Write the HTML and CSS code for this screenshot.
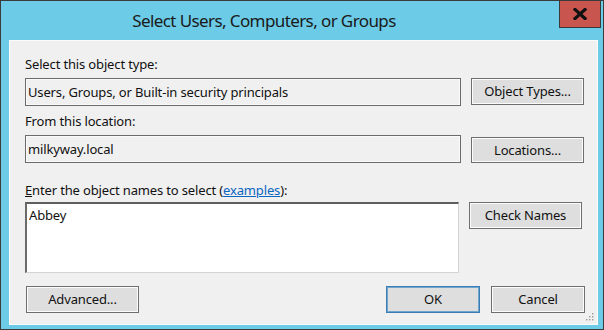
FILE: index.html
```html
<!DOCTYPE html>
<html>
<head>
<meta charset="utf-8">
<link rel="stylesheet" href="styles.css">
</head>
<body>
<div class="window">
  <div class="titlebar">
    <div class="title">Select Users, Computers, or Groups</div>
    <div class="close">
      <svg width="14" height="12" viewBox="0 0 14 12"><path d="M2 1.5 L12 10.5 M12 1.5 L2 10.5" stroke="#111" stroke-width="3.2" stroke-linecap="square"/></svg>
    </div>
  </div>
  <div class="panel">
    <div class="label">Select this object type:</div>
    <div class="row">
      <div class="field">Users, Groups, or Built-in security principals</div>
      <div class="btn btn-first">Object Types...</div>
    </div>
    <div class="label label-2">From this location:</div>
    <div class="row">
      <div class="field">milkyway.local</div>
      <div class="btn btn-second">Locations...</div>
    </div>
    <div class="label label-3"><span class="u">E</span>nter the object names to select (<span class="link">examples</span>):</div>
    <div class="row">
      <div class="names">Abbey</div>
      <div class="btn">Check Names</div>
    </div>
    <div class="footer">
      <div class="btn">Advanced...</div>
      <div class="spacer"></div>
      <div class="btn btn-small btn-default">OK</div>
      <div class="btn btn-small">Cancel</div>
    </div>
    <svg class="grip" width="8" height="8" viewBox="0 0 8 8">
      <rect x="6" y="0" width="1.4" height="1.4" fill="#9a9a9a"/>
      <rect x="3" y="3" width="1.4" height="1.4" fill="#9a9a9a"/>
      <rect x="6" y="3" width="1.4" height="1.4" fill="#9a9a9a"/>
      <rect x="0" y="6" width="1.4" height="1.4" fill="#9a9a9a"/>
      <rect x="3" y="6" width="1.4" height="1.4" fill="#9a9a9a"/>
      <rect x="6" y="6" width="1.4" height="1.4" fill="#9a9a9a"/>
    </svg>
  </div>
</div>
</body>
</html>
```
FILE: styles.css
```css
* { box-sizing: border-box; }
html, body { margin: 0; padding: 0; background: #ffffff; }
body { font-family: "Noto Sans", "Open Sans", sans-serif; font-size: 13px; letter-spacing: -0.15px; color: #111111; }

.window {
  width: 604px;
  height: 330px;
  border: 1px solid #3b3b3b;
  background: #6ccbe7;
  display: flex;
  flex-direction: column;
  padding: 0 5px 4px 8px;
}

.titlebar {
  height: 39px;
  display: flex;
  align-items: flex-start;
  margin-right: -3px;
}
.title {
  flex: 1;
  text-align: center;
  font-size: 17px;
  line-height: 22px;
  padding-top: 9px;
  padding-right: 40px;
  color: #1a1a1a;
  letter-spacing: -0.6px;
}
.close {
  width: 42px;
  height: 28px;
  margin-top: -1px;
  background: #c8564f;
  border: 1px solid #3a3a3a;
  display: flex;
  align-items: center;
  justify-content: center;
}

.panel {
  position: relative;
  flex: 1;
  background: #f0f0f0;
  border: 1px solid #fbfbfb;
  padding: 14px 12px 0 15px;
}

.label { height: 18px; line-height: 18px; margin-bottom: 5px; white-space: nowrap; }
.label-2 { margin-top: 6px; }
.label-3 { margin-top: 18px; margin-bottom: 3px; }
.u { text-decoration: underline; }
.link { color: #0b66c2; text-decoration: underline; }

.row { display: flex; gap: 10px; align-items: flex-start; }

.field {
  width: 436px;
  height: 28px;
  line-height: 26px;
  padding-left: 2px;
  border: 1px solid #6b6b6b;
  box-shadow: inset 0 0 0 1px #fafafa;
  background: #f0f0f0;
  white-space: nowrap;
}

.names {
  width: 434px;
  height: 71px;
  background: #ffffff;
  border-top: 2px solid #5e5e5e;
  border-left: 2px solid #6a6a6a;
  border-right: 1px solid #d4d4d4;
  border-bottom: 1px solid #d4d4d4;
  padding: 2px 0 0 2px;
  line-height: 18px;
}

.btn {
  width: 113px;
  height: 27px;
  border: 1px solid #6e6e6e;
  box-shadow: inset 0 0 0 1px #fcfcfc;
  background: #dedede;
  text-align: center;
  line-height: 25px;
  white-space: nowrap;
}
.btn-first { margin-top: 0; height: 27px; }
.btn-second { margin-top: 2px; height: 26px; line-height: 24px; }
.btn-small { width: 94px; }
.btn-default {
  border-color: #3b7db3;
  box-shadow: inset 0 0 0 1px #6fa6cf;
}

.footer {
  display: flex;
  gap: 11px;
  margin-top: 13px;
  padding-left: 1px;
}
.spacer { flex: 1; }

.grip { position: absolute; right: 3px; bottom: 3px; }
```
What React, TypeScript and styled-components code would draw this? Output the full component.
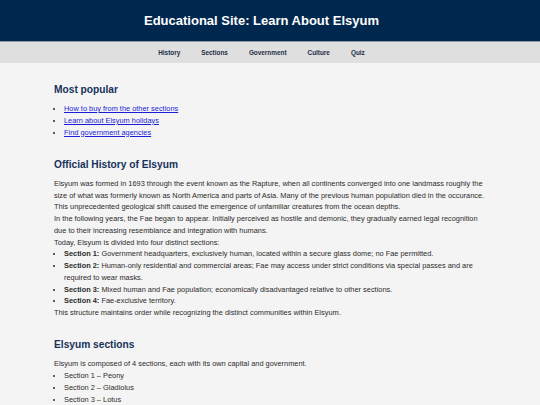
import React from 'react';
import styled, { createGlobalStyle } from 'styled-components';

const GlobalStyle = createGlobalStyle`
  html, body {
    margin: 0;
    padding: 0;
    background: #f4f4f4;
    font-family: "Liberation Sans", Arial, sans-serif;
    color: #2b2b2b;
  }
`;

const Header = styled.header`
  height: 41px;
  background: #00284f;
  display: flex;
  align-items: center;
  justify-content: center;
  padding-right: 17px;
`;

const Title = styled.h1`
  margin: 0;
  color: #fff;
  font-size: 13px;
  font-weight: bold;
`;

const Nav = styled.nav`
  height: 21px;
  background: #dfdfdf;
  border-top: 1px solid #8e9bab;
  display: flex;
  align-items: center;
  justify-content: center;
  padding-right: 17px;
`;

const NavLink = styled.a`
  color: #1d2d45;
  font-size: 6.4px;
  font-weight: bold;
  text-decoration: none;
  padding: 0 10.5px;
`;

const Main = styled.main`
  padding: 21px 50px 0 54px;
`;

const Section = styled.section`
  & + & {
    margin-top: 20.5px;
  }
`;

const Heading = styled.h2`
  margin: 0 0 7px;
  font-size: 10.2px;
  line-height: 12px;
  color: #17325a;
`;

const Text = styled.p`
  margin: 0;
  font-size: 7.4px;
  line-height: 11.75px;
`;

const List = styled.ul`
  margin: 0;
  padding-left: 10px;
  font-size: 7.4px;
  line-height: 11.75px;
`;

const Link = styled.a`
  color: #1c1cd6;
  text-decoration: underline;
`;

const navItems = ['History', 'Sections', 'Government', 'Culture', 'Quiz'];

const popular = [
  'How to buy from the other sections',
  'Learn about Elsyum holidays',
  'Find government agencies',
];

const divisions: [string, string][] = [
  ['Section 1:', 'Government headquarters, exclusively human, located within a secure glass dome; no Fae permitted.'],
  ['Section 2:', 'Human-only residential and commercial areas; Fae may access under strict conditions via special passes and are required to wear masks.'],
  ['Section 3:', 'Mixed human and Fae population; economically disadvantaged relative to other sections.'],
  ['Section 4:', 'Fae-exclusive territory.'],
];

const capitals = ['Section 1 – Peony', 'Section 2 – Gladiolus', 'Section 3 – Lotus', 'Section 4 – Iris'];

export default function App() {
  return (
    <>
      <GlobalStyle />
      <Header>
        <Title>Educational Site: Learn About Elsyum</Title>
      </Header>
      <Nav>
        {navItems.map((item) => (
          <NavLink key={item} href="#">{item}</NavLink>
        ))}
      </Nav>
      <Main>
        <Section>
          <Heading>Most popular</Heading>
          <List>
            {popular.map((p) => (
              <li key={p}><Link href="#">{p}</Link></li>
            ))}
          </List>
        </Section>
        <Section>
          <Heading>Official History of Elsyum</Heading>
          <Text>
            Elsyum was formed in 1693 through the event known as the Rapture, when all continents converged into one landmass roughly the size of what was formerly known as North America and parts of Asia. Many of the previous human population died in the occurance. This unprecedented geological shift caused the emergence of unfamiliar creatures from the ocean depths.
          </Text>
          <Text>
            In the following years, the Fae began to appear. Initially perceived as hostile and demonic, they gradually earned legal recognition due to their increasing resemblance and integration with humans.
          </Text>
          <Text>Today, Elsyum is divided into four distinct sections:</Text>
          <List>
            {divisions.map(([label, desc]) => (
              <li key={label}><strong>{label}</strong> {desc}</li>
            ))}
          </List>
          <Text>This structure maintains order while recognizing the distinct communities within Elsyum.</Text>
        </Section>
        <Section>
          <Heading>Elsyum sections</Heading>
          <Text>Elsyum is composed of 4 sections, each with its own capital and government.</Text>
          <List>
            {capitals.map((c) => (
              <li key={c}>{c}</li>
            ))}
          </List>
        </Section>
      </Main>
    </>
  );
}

☆ ☆ ☆ ☆

Goal:
Above are the records. Copy word for word only their lines from the one holding "What React, TypeScript" through the one holding "const capitals = ['Section", both included, and skip the images.

Answer:
What React, TypeScript and styled-components code would draw this? Output the full component.
import React from 'react';
import styled, { createGlobalStyle } from 'styled-components';

const GlobalStyle = createGlobalStyle`
  html, body {
    margin: 0;
    padding: 0;
    background: #f4f4f4;
    font-family: "Liberation Sans", Arial, sans-serif;
    color: #2b2b2b;
  }
`;

const Header = styled.header`
  height: 41px;
  background: #00284f;
  display: flex;
  align-items: center;
  justify-content: center;
  padding-right: 17px;
`;

const Title = styled.h1`
  margin: 0;
  color: #fff;
  font-size: 13px;
  font-weight: bold;
`;

const Nav = styled.nav`
  height: 21px;
  background: #dfdfdf;
  border-top: 1px solid #8e9bab;
  display: flex;
  align-items: center;
  justify-content: center;
  padding-right: 17px;
`;

const NavLink = styled.a`
  color: #1d2d45;
  font-size: 6.4px;
  font-weight: bold;
  text-decoration: none;
  padding: 0 10.5px;
`;

const Main = styled.main`
  padding: 21px 50px 0 54px;
`;

const Section = styled.section`
  & + & {
    margin-top: 20.5px;
  }
`;

const Heading = styled.h2`
  margin: 0 0 7px;
  font-size: 10.2px;
  line-height: 12px;
  color: #17325a;
`;

const Text = styled.p`
  margin: 0;
  font-size: 7.4px;
  line-height: 11.75px;
`;

const List = styled.ul`
  margin: 0;
  padding-left: 10px;
  font-size: 7.4px;
  line-height: 11.75px;
`;

const Link = styled.a`
  color: #1c1cd6;
  text-decoration: underline;
`;

const navItems = ['History', 'Sections', 'Government', 'Culture', 'Quiz'];

const popular = [
  'How to buy from the other sections',
  'Learn about Elsyum holidays',
  'Find government agencies',
];

const divisions: [string, string][] = [
  ['Section 1:', 'Government headquarters, exclusively human, located within a secure glass dome; no Fae permitted.'],
  ['Section 2:', 'Human-only residential and commercial areas; Fae may access under strict conditions via special passes and are required to wear masks.'],
  ['Section 3:', 'Mixed human and Fae population; economically disadvantaged relative to other sections.'],
  ['Section 4:', 'Fae-exclusive territory.'],
];

const capitals = ['Section 1 – Peony', 'Section 2 – Gladiolus', 'Section 3 – Lotus', 'Section 4 – Iris'];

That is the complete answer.